I normally don’t read Ms. Quinn but the Cato critique made me take a look. Ms. Quinn’s premise is:

What’s more, you’ll be getting a double cut in Social Security benefits—a fact that the White House hasn’t exactly advertised. Investment returns from private accounts can potentially make up for one of the cuts, but they’re unlikely to cover both … Certainly, something must be done to square Social Security’s promises with the taxes the public is willing to pay. Today’s program is affordable in something close to its current form, but not if tax cuts and other spending matter more. Bush wants to make his tax cuts permanent, at a long-term cost to the budget that’s triple the cost of making Social Security solvent again (the estimates come from Social Security and the Congressional Budget Office). So we’re talking priorities, not money: tax cuts versus the safety net.

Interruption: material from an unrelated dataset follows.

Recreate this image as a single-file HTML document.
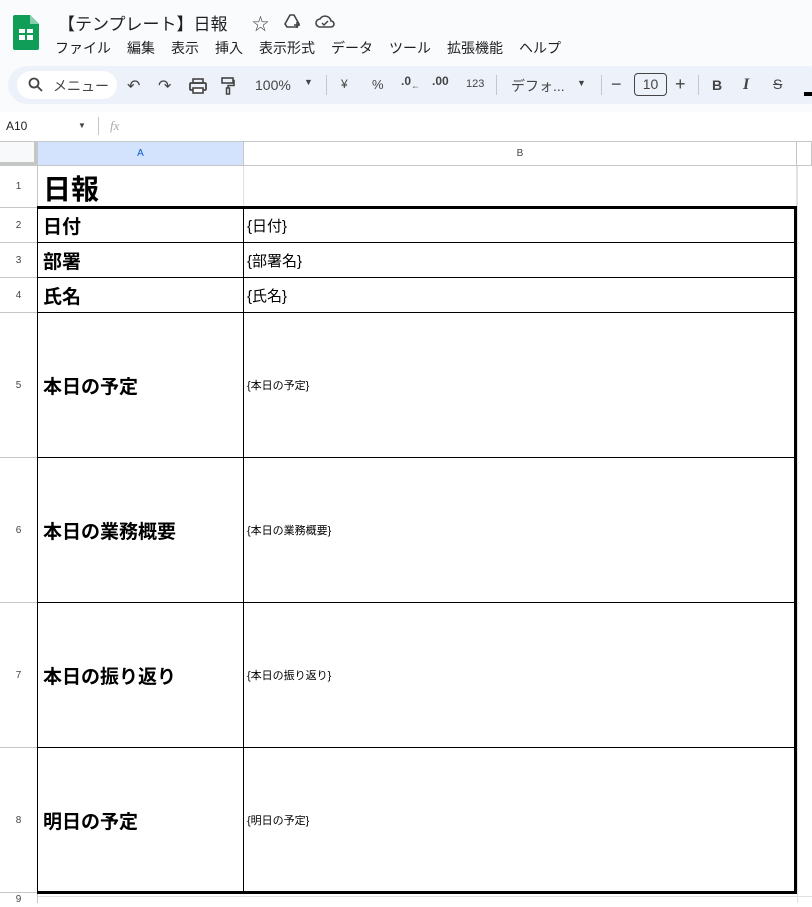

As Ms. Quinn tries to explain the details, Cato objects:

As this debunker has pointed out many times, getting less back in benefits for putting less money in to start with is not a cut. The money that you aren’t paying into the system is going into your PRA and will be used to pay your monthly retirement benefits just as though it had been paid into the traditional system with one key exception: the money in your account is likely to earn a much higher rate of return above inflation than it would have in the traditional Social Security system-even the left-leaning Center for American Progress predicts a 4.6% return above inflation in a portfolio with 50 percent stocks and 50 percent bonds. That people continue to insist that this diversion of funds represents a “cut” in benefits speaks only to the desperation of anti-reformers. The second claim Quinn makes is that based on the estimates of one economist, young people would only break even or make money with PRAs 80 percent of the time if invested in a portfolio with 50 percent stocks and 50 percent bonds. Given that conservative ratio of stocks to bonds, 80 percent is quite phenomenal. Young people, however, would likely not start out with such a conservatively invested account.

The Cato “rebuttal” is dishonest in two ways. The first comes from its premise that the reduction in benefits equals the reduction in what a worker puts into the Trust Fund. If that were true, I would not be calling the Bush plan for Soc. Sec. deform a backdoor employment tax increase. But if the Bush plan were to reduce benefits by only the reduction of what we put in, Bush would have no means for solving the General Fund crisis, which is Ms. Quinn’s point.

The second piece of Cato dishonesty forms its attack on Robert Shiller’s paper. Cato is pretending that households would wish to take on more risk for extra return, which is their infamous free lunch claim. Maybe they should consult with Brad Plumer and the rest of our No Free Lunch Chorus.